### Your objective
Exactly as written, write out the lines below from the first to the one containing "const wave = 'M4", inclusive. Pictures do not belong in the copy.
-- start --
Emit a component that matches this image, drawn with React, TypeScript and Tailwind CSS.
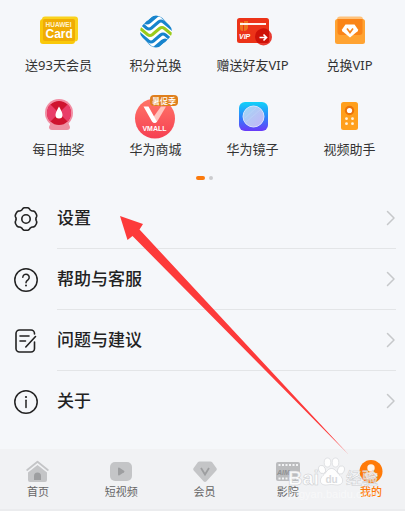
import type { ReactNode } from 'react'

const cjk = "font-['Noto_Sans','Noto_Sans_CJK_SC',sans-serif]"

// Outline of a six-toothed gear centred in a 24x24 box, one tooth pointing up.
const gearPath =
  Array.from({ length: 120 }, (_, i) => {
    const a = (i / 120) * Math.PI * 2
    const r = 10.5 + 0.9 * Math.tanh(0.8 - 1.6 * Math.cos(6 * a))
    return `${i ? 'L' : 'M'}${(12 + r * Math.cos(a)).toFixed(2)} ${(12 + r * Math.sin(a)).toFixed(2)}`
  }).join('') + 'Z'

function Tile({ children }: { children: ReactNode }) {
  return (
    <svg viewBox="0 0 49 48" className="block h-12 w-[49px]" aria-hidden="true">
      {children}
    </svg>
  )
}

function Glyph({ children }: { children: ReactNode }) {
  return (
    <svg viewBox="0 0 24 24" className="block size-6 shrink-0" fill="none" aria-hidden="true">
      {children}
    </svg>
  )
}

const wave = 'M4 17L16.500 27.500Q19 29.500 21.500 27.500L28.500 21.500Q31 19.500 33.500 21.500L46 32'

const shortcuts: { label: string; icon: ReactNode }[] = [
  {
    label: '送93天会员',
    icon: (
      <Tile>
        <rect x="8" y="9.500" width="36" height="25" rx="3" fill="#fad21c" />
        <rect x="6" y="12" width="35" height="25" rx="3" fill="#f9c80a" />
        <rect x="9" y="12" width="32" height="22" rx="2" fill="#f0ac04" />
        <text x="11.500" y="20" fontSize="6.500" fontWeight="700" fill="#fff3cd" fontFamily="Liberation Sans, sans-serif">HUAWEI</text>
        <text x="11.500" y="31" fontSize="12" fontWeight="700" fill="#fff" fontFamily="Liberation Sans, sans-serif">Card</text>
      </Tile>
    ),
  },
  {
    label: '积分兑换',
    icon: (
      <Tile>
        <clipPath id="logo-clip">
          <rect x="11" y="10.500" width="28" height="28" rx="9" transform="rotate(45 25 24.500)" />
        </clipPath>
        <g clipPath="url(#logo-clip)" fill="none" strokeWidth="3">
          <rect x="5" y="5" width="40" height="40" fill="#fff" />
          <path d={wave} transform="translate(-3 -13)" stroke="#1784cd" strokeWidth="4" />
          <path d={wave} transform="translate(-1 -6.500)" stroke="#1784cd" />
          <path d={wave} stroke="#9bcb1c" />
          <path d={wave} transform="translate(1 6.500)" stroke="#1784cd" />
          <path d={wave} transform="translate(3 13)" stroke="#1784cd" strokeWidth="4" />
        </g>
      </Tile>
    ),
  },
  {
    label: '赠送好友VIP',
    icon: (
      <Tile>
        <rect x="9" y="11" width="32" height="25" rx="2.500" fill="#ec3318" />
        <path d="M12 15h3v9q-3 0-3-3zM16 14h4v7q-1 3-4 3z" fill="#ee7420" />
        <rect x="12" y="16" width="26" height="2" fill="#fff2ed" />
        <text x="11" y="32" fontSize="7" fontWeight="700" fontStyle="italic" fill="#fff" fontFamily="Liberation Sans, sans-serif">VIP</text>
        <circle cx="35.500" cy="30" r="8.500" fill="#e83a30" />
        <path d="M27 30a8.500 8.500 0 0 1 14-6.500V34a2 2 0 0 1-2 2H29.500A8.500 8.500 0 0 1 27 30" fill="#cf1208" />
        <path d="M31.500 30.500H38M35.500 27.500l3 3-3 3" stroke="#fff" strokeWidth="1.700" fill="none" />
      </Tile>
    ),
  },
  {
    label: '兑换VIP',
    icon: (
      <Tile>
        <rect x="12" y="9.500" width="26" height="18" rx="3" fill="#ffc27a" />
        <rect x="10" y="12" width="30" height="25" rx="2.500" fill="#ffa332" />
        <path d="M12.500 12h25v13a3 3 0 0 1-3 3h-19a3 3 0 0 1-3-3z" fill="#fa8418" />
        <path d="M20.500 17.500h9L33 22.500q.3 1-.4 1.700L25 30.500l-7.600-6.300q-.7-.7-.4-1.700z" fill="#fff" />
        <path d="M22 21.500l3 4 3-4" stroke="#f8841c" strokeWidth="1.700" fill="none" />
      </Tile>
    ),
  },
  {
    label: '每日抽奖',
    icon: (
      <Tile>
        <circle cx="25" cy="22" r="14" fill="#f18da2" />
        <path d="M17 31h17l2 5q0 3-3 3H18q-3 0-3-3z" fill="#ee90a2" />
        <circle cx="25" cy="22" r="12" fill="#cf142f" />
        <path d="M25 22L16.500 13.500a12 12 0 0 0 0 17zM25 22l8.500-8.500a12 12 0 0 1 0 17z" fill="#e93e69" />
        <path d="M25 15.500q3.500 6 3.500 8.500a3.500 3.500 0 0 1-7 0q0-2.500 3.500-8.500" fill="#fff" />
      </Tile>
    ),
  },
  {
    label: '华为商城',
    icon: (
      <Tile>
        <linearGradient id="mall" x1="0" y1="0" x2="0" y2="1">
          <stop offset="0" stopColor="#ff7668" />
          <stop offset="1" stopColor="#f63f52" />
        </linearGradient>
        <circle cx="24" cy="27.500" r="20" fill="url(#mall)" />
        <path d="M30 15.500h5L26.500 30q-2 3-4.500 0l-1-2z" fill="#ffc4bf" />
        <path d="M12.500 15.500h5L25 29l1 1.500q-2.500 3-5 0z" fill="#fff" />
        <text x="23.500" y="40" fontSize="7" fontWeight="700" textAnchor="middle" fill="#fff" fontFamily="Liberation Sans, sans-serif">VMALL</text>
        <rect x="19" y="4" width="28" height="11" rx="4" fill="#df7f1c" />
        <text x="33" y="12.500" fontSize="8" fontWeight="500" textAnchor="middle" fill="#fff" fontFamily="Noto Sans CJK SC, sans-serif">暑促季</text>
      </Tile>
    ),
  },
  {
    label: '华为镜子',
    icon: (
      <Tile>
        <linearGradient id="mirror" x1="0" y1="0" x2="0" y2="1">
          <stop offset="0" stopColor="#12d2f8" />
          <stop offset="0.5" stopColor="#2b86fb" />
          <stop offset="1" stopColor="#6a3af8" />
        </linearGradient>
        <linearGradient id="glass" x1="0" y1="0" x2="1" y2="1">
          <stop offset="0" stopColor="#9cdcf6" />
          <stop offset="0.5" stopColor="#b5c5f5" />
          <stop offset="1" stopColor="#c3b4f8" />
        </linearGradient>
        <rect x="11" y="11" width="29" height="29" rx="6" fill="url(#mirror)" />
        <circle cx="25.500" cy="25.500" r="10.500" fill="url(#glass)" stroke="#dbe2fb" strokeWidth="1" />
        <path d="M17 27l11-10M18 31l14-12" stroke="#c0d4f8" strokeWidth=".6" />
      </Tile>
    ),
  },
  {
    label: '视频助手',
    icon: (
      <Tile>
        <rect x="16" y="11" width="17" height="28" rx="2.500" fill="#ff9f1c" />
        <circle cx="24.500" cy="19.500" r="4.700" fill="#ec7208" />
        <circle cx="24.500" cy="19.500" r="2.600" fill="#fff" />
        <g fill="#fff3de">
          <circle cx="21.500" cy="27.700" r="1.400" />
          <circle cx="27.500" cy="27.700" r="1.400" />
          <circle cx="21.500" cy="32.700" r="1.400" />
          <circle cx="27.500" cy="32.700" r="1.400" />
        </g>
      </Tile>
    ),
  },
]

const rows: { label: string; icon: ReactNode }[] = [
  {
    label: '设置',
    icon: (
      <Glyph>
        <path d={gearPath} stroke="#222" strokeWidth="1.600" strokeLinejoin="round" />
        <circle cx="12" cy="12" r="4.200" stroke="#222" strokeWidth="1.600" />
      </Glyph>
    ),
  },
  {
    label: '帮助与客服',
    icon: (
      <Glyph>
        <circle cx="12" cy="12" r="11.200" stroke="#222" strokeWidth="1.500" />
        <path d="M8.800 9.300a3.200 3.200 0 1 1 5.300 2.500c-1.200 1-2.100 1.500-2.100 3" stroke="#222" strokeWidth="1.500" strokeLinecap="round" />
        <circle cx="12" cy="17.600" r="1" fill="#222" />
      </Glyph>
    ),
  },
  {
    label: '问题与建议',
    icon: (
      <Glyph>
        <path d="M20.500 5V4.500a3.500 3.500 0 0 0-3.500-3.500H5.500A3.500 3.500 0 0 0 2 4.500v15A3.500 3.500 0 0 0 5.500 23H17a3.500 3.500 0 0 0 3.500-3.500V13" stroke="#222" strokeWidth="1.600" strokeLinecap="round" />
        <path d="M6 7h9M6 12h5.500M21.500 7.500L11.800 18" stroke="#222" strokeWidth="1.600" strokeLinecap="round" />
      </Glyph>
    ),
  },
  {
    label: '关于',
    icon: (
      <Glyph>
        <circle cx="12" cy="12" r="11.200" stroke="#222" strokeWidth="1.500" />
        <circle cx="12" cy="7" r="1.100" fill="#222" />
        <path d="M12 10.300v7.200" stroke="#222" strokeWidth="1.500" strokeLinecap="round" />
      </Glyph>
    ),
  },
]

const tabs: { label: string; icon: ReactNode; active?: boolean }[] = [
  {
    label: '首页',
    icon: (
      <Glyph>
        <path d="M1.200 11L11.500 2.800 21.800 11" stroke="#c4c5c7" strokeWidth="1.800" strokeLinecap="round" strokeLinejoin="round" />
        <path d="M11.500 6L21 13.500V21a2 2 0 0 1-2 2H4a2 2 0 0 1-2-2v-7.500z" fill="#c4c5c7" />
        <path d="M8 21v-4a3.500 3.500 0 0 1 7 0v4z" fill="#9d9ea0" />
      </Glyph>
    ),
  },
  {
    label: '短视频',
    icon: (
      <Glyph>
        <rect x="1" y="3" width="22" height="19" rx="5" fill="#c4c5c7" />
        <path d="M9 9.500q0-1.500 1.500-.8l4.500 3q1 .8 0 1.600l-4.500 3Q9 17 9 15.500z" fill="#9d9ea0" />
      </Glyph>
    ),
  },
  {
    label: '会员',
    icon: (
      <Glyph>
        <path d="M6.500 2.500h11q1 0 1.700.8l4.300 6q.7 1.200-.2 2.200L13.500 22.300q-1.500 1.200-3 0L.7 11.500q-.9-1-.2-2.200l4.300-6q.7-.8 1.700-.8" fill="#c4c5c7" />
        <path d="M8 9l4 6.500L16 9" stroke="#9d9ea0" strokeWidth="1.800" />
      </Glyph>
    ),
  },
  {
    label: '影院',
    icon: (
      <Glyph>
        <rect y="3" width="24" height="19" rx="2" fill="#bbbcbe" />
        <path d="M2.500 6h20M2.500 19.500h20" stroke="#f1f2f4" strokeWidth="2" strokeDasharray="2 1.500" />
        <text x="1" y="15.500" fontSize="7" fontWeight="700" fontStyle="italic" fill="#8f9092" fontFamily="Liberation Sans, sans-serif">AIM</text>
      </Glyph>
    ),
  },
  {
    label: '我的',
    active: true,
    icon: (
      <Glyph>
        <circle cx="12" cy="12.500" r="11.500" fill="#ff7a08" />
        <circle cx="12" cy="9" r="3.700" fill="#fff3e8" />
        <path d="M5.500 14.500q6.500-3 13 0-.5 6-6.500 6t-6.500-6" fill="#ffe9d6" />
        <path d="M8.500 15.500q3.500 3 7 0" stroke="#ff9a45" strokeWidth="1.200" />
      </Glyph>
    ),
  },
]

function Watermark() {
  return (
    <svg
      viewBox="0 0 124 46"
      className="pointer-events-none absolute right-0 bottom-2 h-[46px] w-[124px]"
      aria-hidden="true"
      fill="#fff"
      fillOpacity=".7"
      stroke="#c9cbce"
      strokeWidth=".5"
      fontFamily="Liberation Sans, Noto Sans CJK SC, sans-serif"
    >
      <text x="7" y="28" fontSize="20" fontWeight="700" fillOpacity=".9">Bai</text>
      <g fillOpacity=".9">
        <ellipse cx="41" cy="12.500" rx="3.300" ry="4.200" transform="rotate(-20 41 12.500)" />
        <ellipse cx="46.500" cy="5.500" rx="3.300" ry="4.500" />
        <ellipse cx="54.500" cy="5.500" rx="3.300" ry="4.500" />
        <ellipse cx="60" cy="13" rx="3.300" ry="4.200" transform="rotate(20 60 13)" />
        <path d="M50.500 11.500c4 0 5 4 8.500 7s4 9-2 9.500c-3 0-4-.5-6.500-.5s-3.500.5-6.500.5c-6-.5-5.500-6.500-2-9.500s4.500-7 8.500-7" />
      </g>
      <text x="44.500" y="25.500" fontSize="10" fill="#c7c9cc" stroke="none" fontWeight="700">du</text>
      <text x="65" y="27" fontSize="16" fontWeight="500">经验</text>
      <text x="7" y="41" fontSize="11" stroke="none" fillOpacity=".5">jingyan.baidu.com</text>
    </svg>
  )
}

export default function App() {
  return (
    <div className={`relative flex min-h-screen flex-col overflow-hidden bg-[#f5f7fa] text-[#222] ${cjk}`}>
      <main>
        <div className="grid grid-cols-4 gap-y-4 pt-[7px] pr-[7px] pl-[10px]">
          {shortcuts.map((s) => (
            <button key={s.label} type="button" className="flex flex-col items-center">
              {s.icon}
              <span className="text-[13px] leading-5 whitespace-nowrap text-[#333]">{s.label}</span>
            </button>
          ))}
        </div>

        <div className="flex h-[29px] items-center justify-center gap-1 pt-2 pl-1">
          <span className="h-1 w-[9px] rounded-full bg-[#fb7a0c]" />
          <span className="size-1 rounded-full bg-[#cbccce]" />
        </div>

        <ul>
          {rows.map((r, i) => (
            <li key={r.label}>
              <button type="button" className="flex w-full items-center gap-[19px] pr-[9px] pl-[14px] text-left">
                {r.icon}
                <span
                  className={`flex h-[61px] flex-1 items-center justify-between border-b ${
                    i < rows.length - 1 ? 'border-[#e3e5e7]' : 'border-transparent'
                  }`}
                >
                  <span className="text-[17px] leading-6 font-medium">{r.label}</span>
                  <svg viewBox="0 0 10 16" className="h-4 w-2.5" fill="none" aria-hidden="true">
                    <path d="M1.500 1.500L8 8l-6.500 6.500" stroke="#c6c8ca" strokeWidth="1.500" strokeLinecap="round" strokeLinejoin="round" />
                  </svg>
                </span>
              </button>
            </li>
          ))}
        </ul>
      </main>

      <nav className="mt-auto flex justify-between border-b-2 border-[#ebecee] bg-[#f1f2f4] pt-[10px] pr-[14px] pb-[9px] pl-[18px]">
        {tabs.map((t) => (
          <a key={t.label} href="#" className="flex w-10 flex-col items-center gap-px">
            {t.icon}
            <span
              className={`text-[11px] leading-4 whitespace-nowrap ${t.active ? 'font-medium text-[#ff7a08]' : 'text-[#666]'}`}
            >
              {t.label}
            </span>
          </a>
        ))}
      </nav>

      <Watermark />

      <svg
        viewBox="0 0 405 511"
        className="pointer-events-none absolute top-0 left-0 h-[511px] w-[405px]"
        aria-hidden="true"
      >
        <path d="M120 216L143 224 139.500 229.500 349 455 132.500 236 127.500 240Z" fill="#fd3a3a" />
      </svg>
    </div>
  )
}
-- end --
### Answer for the task
Emit a component that matches this image, drawn with React, TypeScript and Tailwind CSS.
import type { ReactNode } from 'react'

const cjk = "font-['Noto_Sans','Noto_Sans_CJK_SC',sans-serif]"

// Outline of a six-toothed gear centred in a 24x24 box, one tooth pointing up.
const gearPath =
  Array.from({ length: 120 }, (_, i) => {
    const a = (i / 120) * Math.PI * 2
    const r = 10.5 + 0.9 * Math.tanh(0.8 - 1.6 * Math.cos(6 * a))
    return `${i ? 'L' : 'M'}${(12 + r * Math.cos(a)).toFixed(2)} ${(12 + r * Math.sin(a)).toFixed(2)}`
  }).join('') + 'Z'

function Tile({ children }: { children: ReactNode }) {
  return (
    <svg viewBox="0 0 49 48" className="block h-12 w-[49px]" aria-hidden="true">
      {children}
    </svg>
  )
}

function Glyph({ children }: { children: ReactNode }) {
  return (
    <svg viewBox="0 0 24 24" className="block size-6 shrink-0" fill="none" aria-hidden="true">
      {children}
    </svg>
  )
}

const wave = 'M4 17L16.500 27.500Q19 29.500 21.500 27.500L28.500 21.500Q31 19.500 33.500 21.500L46 32'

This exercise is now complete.